__YOUR OBJECTIVE__. Search the listing below for the string "React" and copy every line where it occurs.

** START OF INFORMATION PROVIDED **

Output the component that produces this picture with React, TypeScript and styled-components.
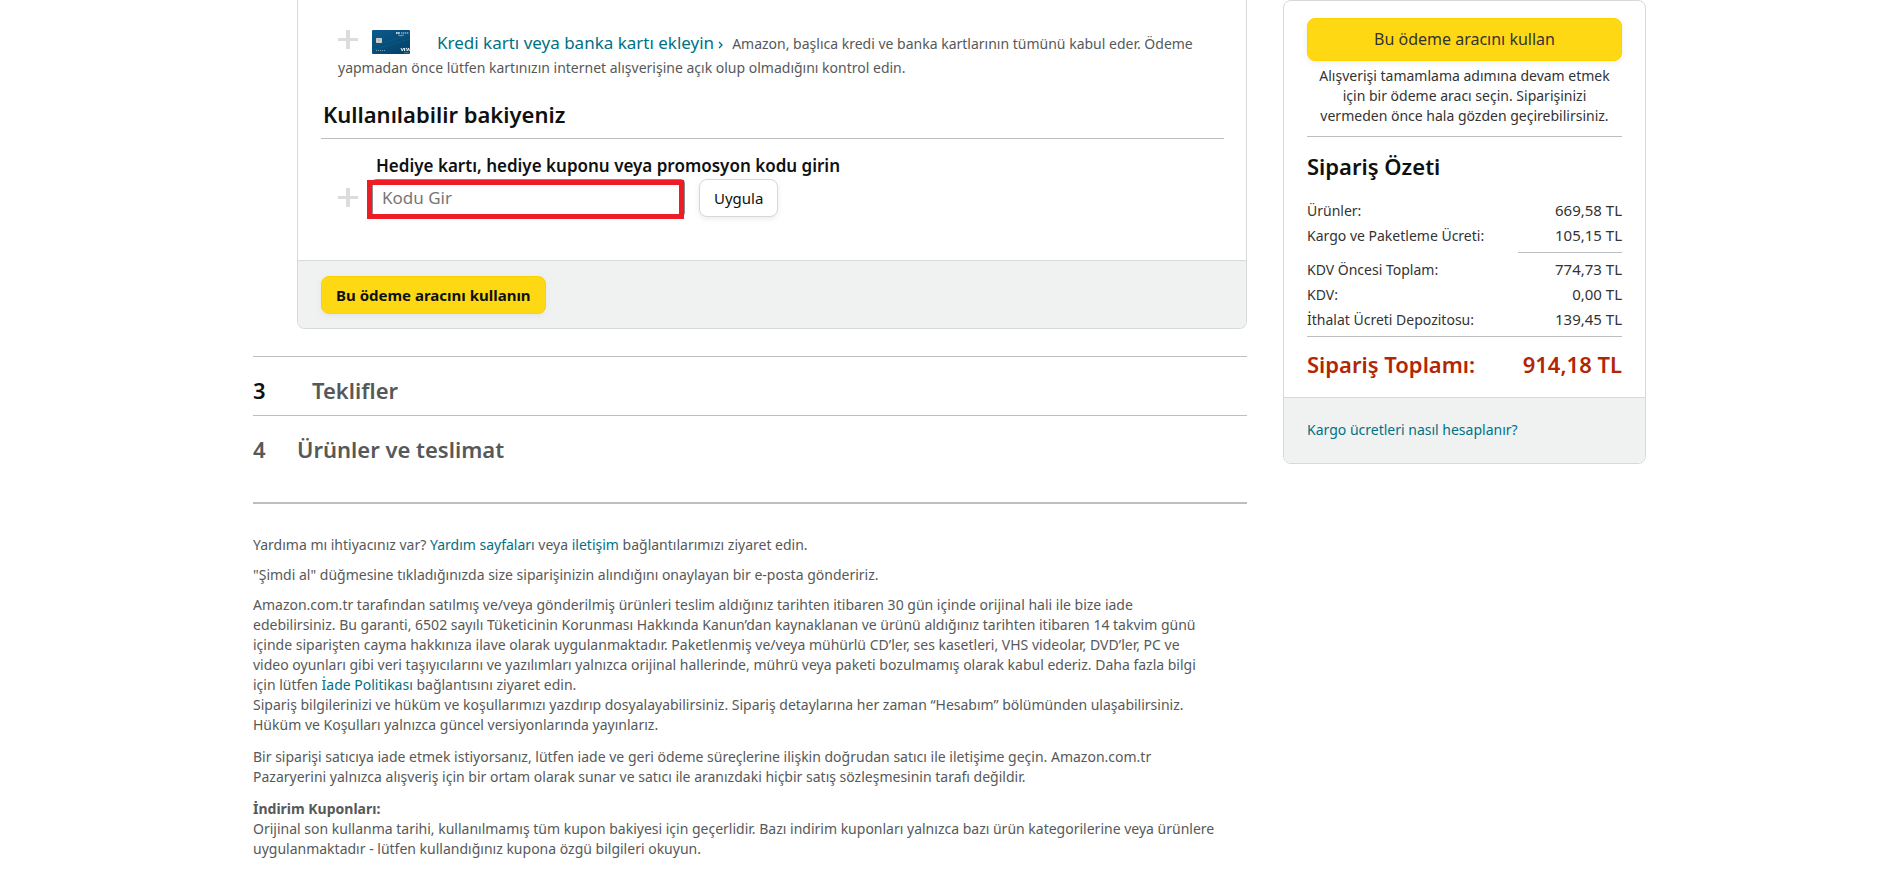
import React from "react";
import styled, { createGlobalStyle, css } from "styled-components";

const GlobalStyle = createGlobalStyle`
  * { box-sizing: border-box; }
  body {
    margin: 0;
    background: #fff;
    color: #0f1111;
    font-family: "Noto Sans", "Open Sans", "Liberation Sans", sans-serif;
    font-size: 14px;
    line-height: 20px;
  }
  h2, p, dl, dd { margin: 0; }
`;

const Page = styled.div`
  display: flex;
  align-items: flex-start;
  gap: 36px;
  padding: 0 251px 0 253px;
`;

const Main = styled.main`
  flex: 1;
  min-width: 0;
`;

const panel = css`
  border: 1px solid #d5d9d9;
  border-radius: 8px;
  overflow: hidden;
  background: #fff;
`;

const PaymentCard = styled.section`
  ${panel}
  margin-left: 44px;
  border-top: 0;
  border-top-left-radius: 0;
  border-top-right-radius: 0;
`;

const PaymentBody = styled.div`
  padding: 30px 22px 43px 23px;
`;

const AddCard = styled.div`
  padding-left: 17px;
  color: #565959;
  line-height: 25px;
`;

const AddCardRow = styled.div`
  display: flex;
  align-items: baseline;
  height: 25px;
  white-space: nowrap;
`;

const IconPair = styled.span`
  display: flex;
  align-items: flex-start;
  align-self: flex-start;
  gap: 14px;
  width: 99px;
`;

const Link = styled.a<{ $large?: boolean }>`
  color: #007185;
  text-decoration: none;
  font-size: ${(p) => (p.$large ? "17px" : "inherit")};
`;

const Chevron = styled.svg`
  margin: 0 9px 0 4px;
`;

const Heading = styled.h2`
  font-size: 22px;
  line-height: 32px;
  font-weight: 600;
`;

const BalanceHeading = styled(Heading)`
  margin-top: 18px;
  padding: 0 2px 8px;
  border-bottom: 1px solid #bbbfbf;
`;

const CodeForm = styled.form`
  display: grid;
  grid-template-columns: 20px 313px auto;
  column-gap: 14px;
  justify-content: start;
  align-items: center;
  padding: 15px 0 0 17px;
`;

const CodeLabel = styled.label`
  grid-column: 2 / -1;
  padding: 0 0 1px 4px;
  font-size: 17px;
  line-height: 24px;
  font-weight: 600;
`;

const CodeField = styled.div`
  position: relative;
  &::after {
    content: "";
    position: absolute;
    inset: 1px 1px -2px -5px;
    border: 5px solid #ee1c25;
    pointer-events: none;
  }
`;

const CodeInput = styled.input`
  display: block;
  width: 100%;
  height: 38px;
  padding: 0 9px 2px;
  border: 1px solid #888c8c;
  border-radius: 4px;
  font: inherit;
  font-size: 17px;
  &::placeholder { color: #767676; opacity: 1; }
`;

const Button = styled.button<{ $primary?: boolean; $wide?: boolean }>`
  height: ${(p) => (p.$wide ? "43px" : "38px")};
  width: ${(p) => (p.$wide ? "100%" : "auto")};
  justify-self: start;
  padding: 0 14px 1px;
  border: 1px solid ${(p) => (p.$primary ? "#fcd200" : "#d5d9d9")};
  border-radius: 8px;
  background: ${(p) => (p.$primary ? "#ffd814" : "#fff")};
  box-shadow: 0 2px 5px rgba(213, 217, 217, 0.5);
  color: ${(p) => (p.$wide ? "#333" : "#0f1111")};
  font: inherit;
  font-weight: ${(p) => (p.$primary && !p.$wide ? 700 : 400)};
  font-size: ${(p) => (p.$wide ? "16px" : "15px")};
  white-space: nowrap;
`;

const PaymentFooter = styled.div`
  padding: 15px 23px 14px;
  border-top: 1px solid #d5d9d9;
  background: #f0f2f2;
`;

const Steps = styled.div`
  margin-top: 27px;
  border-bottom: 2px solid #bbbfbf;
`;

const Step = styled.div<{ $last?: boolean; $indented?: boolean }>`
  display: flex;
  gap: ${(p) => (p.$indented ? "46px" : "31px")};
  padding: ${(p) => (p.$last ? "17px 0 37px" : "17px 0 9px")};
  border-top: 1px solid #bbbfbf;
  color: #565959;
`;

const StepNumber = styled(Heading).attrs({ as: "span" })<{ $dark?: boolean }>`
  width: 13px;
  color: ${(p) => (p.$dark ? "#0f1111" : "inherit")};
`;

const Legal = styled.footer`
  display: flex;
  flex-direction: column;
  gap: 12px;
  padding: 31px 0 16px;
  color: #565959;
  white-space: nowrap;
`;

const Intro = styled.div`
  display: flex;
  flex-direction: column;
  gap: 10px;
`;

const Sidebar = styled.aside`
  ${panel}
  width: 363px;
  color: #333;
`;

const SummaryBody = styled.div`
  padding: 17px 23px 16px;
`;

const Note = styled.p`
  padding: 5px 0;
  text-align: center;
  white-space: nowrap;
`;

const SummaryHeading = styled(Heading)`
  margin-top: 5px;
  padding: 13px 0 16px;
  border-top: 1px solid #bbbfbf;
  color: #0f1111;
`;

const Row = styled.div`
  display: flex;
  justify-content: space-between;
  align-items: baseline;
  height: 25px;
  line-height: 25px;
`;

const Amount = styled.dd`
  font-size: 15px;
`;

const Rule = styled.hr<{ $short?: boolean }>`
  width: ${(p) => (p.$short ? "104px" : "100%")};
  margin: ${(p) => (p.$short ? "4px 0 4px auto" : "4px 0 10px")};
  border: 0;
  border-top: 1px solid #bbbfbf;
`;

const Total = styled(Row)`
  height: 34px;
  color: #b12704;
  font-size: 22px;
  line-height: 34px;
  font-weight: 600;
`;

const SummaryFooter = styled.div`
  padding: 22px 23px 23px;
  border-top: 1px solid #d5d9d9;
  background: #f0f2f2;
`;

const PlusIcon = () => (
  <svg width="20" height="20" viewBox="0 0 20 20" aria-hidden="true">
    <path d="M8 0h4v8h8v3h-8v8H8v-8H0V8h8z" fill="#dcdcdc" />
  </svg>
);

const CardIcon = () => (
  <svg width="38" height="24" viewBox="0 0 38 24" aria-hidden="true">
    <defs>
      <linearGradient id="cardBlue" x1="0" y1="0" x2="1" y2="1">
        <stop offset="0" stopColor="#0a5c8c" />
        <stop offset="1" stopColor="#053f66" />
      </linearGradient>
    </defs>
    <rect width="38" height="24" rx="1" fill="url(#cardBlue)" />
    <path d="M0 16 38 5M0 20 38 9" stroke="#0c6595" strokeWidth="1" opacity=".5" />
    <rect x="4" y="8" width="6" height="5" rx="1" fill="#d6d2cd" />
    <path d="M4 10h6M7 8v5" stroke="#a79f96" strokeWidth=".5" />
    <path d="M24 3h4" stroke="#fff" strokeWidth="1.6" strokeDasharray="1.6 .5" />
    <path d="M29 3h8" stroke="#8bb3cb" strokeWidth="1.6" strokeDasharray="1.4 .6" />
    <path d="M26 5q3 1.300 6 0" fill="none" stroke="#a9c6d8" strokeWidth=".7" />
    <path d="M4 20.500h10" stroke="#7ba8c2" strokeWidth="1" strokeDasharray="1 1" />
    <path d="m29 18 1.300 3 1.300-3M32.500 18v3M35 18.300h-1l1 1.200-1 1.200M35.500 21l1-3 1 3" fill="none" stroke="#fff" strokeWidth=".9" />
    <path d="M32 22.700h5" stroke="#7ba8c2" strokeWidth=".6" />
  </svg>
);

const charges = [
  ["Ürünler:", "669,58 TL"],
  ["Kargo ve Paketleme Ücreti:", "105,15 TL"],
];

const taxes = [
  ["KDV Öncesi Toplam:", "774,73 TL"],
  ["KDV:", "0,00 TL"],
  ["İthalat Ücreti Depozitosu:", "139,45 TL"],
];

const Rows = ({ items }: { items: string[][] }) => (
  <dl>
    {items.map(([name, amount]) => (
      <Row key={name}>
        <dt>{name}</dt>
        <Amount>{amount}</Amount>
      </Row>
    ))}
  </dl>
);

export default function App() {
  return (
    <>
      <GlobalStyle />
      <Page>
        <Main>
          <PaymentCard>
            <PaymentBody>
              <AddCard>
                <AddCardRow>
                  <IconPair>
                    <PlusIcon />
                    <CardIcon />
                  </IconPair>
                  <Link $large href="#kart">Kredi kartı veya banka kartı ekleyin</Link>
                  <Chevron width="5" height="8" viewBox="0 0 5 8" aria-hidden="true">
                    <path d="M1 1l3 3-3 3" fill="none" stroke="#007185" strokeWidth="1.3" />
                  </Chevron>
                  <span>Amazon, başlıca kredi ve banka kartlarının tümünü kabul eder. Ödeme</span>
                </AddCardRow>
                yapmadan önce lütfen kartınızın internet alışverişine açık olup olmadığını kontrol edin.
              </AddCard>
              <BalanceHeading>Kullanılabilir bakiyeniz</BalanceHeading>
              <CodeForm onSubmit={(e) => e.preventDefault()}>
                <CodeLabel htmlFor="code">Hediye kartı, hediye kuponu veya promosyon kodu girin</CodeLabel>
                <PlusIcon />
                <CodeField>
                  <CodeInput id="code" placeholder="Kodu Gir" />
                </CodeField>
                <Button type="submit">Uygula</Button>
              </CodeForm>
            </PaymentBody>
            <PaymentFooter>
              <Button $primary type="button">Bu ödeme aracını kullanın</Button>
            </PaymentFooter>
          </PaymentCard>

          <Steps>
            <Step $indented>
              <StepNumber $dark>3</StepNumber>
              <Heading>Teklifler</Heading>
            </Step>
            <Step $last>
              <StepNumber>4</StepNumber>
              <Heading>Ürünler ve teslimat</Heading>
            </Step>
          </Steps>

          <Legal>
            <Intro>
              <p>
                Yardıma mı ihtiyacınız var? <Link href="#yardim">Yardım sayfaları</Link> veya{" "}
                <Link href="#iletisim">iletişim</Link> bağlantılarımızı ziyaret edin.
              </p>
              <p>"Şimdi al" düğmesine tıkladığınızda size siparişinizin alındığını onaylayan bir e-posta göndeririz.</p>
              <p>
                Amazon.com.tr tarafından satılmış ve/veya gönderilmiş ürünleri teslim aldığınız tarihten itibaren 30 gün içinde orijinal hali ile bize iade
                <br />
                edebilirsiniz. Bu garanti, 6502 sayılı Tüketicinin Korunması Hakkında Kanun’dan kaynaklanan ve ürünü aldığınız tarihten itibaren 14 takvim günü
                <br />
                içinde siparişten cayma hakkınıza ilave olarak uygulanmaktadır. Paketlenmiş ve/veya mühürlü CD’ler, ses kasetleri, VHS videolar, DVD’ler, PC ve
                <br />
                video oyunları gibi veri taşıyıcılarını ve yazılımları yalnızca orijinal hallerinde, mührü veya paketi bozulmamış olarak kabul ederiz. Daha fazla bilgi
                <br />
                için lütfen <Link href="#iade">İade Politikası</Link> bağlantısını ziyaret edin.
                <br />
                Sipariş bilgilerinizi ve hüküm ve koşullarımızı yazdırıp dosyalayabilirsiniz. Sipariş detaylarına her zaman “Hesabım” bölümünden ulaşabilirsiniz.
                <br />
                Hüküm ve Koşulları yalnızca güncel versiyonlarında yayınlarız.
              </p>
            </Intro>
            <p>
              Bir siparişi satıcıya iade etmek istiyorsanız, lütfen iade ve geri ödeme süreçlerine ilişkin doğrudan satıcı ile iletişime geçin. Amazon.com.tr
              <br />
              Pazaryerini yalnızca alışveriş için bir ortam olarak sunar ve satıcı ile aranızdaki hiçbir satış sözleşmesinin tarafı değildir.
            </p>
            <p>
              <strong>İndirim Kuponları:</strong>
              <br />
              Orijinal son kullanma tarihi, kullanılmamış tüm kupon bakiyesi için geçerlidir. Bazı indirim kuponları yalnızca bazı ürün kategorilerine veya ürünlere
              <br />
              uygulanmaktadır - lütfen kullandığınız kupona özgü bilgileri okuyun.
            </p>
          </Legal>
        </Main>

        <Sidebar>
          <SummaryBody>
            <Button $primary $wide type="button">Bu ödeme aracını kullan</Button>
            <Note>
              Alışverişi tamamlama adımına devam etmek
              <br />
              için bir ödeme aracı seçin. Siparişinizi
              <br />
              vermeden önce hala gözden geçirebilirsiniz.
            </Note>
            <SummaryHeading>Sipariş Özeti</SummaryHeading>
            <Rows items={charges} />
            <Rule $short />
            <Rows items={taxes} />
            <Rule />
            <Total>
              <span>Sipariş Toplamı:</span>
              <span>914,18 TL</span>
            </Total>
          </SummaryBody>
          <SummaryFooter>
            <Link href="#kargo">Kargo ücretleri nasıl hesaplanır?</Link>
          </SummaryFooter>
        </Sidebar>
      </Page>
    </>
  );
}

** END OF INFORMATION PROVIDED **

__RESPONSE TO THIS TASK__.
Output the component that produces this picture with React, TypeScript and styled-components.
import React from "react";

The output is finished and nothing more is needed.